A família do presidente sírio Assad, por exemplo, pôde passar férias em Bodrum, na Turquia, no ano passado. Sua filha ou sobrinha – questionou-se qual delas – foi vista em um iate e relatou ter alugado seis carros de luxo durante sua viagem à Turquia.
Quase um ano depois, a atriz síria Jenny Esber, que é uma fervorosa defensora de Assad, teria dado uma festa na Turquia em um barco no Bósforo. Quando o popular ativista sírio Ahmet Hamou acessou o Twitter para criticar o fato de Esber ter permissão para fazê-lo e pediu aos serviços de segurança turcos que investigassem o assunto, ele foi condenado e ameaçado por ultranacionalistas turcos nas redes sociais.

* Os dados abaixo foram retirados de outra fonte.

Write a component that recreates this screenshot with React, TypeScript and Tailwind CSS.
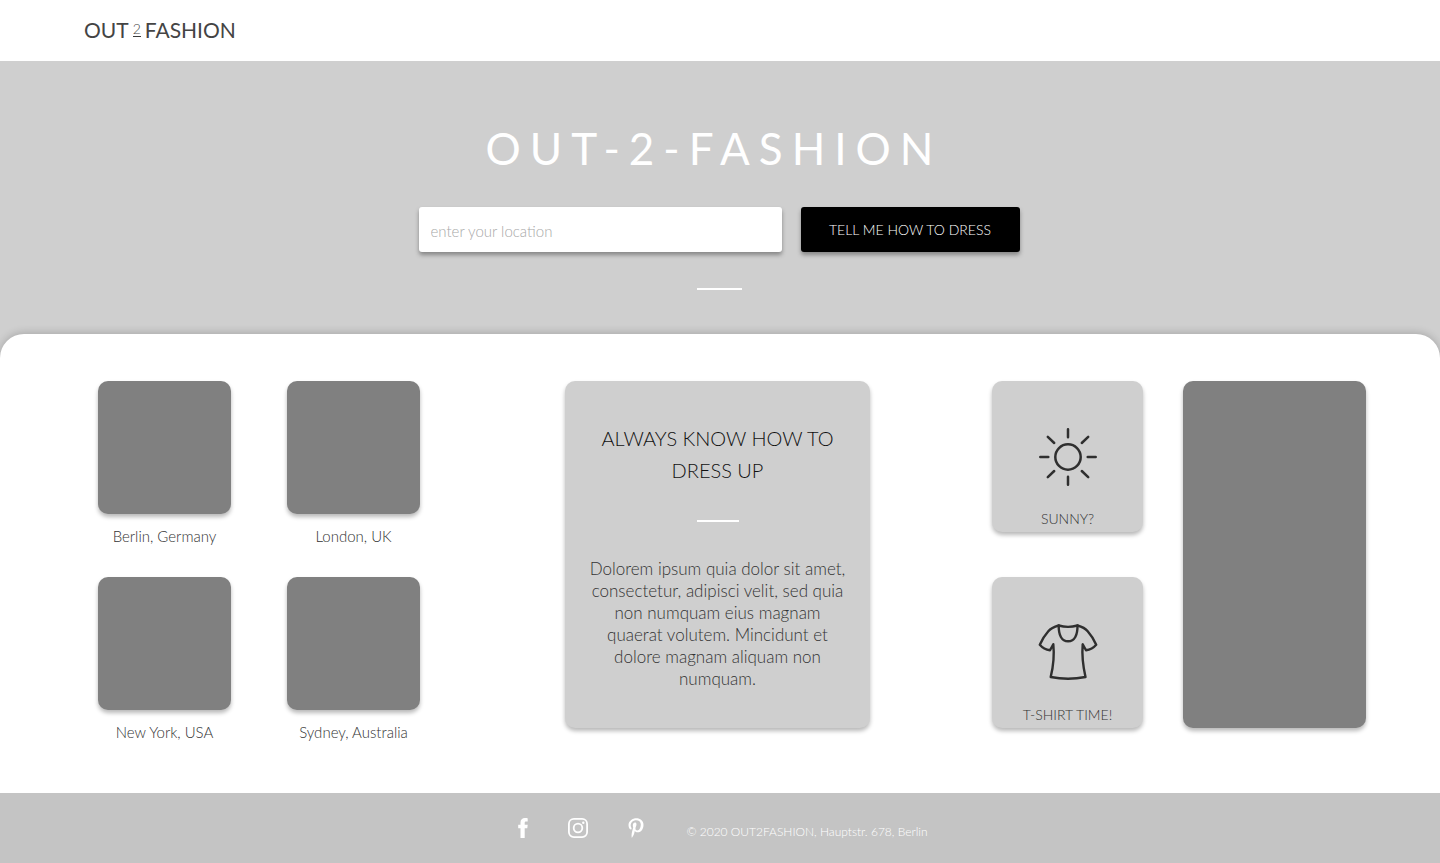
import { FaPinterestP } from "react-icons/fa";

const cities = ["Berlin, Germany", "London, UK", "New York, USA", "Sydney, Australia"];

const cardShadow = "shadow-[0_3px_4px_rgba(0,0,0,0.28)]";

function SunIcon() {
  return (
    <svg viewBox="0 0 60 60" className="size-[60px]" fill="none" stroke="#2f2f2f" strokeWidth="2.5" strokeLinecap="round" aria-hidden="true">
      <circle cx="30" cy="30" r="12.7" />
      <path d="M30 2.3v8M30 49.7v8M2.3 30h8M49.7 30h8M9.8 9.8l6.4 6.2M50.2 9.8l-6.4 6.2M9.8 50.2l6.4-6.2M50.2 50.2l-6.4-6.2" />
    </svg>
  );
}

function ShirtIcon() {
  return (
    <svg viewBox="0 0 60 60" className="size-[60px]" fill="none" stroke="#2f2f2f" strokeWidth="2.4" strokeLinejoin="round" strokeLinecap="round" aria-hidden="true">
      <path d="M20.7 2.5C26.5 4.2 33.5 4.2 39.5 2.5C44 3.8 47.2 5.3 49.7 8.3C53.6 12.8 56.4 17.4 58.2 21.7C55.6 24.7 52.3 26.6 48 27.3L44.7 21.2C43.7 33 45.2 44 47.5 54C36 56.2 24 56.2 12.7 54C15.2 44 16.5 33 15.3 21.2L12 27.3C7.7 26.6 4.4 24.7 1.8 21.7C3.6 17.4 6.4 12.8 10.3 8.3C12.8 5.3 16.2 3.8 20.7 2.5Z" />
      <path d="M20.7 2.5C20.6 12 23.5 18.3 30.1 18.3C36.7 18.3 39.6 12 39.5 2.5" />
    </svg>
  );
}

function FacebookIcon() {
  return (
    <svg viewBox="0 0 10 20" className="h-5 w-[10px]" fill="currentColor" aria-hidden="true">
      <path d="M9.7 0.2V3.6H7.9C6.9 3.6 6.7 4.2 6.7 5V6.8H9.7L9.3 10.2H6.7V20H2.5V10.2H0.2V6.8H2.5V4.4C2.5 1.6 4.3 0 6.9 0C8.2 0 9.3 0.1 9.7 0.2Z" />
    </svg>
  );
}

function InstagramIcon() {
  return (
    <svg viewBox="0 0 20 20" className="size-5" fill="none" stroke="currentColor" strokeWidth="1.8" aria-hidden="true">
      <rect x="0.9" y="0.9" width="18.2" height="18.2" rx="5" />
      <circle cx="10" cy="10" r="4.3" />
      <circle cx="15.3" cy="4.7" r="1.2" fill="currentColor" stroke="none" />
    </svg>
  );
}

function WeatherCard({ label, icon }: { label: string; icon: React.ReactNode }) {
  return (
    <article className={`flex h-[151px] flex-col items-center justify-between rounded-[10px] bg-[#cfcfcf] pt-[46px] pb-1 ${cardShadow}`}>
      {icon}
      <h3 className="text-sm leading-[18px] font-light text-[#333]">{label}</h3>
    </article>
  );
}

export default function App() {
  return (
    <div className="min-h-screen bg-[#cfcfcf] font-['Lato','Open_Sans',sans-serif] text-[#333]">
      <header className="flex h-[61px] items-center bg-white px-[84px]">
        <a href="#" className="flex items-center pb-0.5 text-[21px] leading-[30px] text-[#444]">
          <span>OUT</span>
          <span className="mx-1 border-b border-[#3a3a3a] text-sm leading-[14px] font-light">2</span>
          <span>FASHION</span>
        </a>
      </header>

      <section className="flex flex-col items-center pt-[59px] pr-0.5 pb-11">
        <h1 className="pr-2.5 text-[44px] leading-[56px] tracking-[9px] text-white">OUT-2-FASHION</h1>
        <form className="mt-[31px] flex gap-[19px]" onSubmit={(e) => e.preventDefault()}>
          <input
            type="text"
            aria-label="Location"
            placeholder="enter your location"
            className="h-[45px] w-[363px] rounded-[3px] bg-white px-3 pt-0.5 text-[15px] font-light text-[#333] shadow-[0_3px_4px_rgba(0,0,0,0.35)] placeholder:text-[#a8a8a8]"
          />
          <button type="submit" className="h-[45px] w-[219px] rounded-[3px] bg-black text-sm font-light text-white shadow-[0_3px_4px_rgba(0,0,0,0.35)]">
            TELL ME HOW TO DRESS
          </button>
        </form>
        <div className="mt-9 h-0.5 w-[45px] bg-white" />
      </section>

      <main className="flex rounded-t-[24px] bg-white pt-[47px] pr-[74px] pb-[50px] pl-[98px] shadow-[0_-1px_8px_rgba(0,0,0,0.2)]">
        <section className="grid grid-cols-[133px_133px] gap-x-14 gap-y-[30px]">
          {cities.map((city) => (
            <figure key={city}>
              <div className={`h-[133px] rounded-[10px] bg-[#808080] ${cardShadow}`} />
              <figcaption className="pt-3 text-center text-[15px] leading-[21px] font-light whitespace-nowrap">{city}</figcaption>
            </figure>
          ))}
        </section>

        <div className="flex flex-1 justify-center pl-[23px]">
          <section className={`flex h-[347px] w-[305px] flex-col items-center rounded-[10px] bg-[#cfcfcf] px-5 pt-[41px] text-center ${cardShadow}`}>
            <h2 className="text-xl leading-8 font-light text-[#111]">
              ALWAYS KNOW HOW TO
              <br />
              DRESS UP
            </h2>
            <div className="mt-[34px] h-0.5 w-[42px] bg-white" />
            <p className="mt-9 text-[17px] leading-[22px] font-light">
              Dolorem ipsum quia dolor sit amet,
              <br />
              consectetur, adipisci velit, sed quia
              <br />
              non numquam eius magnam
              <br />
              quaerat volutem. Mincidunt et
              <br />
              dolore magnam aliquam non
              <br />
              numquam.
            </p>
          </section>
        </div>

        <section className="flex gap-10">
          <div className="flex w-[151px] flex-col gap-[45px]">
            <WeatherCard label="SUNNY?" icon={<SunIcon />} />
            <WeatherCard label="T-SHIRT TIME!" icon={<ShirtIcon />} />
          </div>
          <div className={`h-[347px] w-[183px] rounded-[10px] bg-[#808080] ${cardShadow}`} />
        </section>
      </main>

      <footer className="flex h-[70px] items-center justify-center bg-[#c4c4c4] pl-[6px] text-white">
        <nav className="flex items-center gap-10">
          <a href="#" aria-label="Facebook"><FacebookIcon /></a>
          <a href="#" aria-label="Instagram"><InstagramIcon /></a>
          <a href="#" aria-label="Pinterest"><FaPinterestP className="h-5 w-4" /></a>
        </nav>
        <p className="ml-[42px] pt-2 text-xs leading-4 font-light">© 2020 OUT2FASHION, Hauptstr. 678, Berlin</p>
      </footer>
    </div>
  );
}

Como um mero refugiado sírio, eles perguntaram, pode levantar questões sobre quem pode visitar a Turquia? Em resposta à “arrogância” de Hamou, eles zombaram de sua reclamação proferindo antigos provérbios turcos como: “O hóspede não gosta do outro hóspede, mas o anfitrião não gosta de nenhum deles”.
Todo esse preconceito construído ao longo de uma década, com raízes que remontam a um século à revolta árabe contra o Império Otomano, ainda lança uma sombra negra sobre as relações árabe-turcas e irrita os nacionalistas turcos. Foi desencadeado contra os refugiados sírios e outros requerentes de asilo, em vez de contra aqueles que os fizeram fugir em primeiro lugar.
Os ultranacionalistas turcos – junto com líderes como Bahceli e Kilicdaroglu, grupos como os “Lobos Cinzentos” e ideologias como o pan-turanismo – todos ignoram que foram as forças do regime de Assad que mataram pelo menos 33 soldados turcos na Síria no ano passado , resultando na resposta de Ancara com ataques de drones. Eles também parecem esquecer que Damasco e suas milícias aliadas ainda estão preparadas para atacar as forças turcas.
Os refugiados sírios não são inimigos do Estado turco, mas sim o regime de Assad em Damasco. Ultranacionalistas turcos, por favor, observem.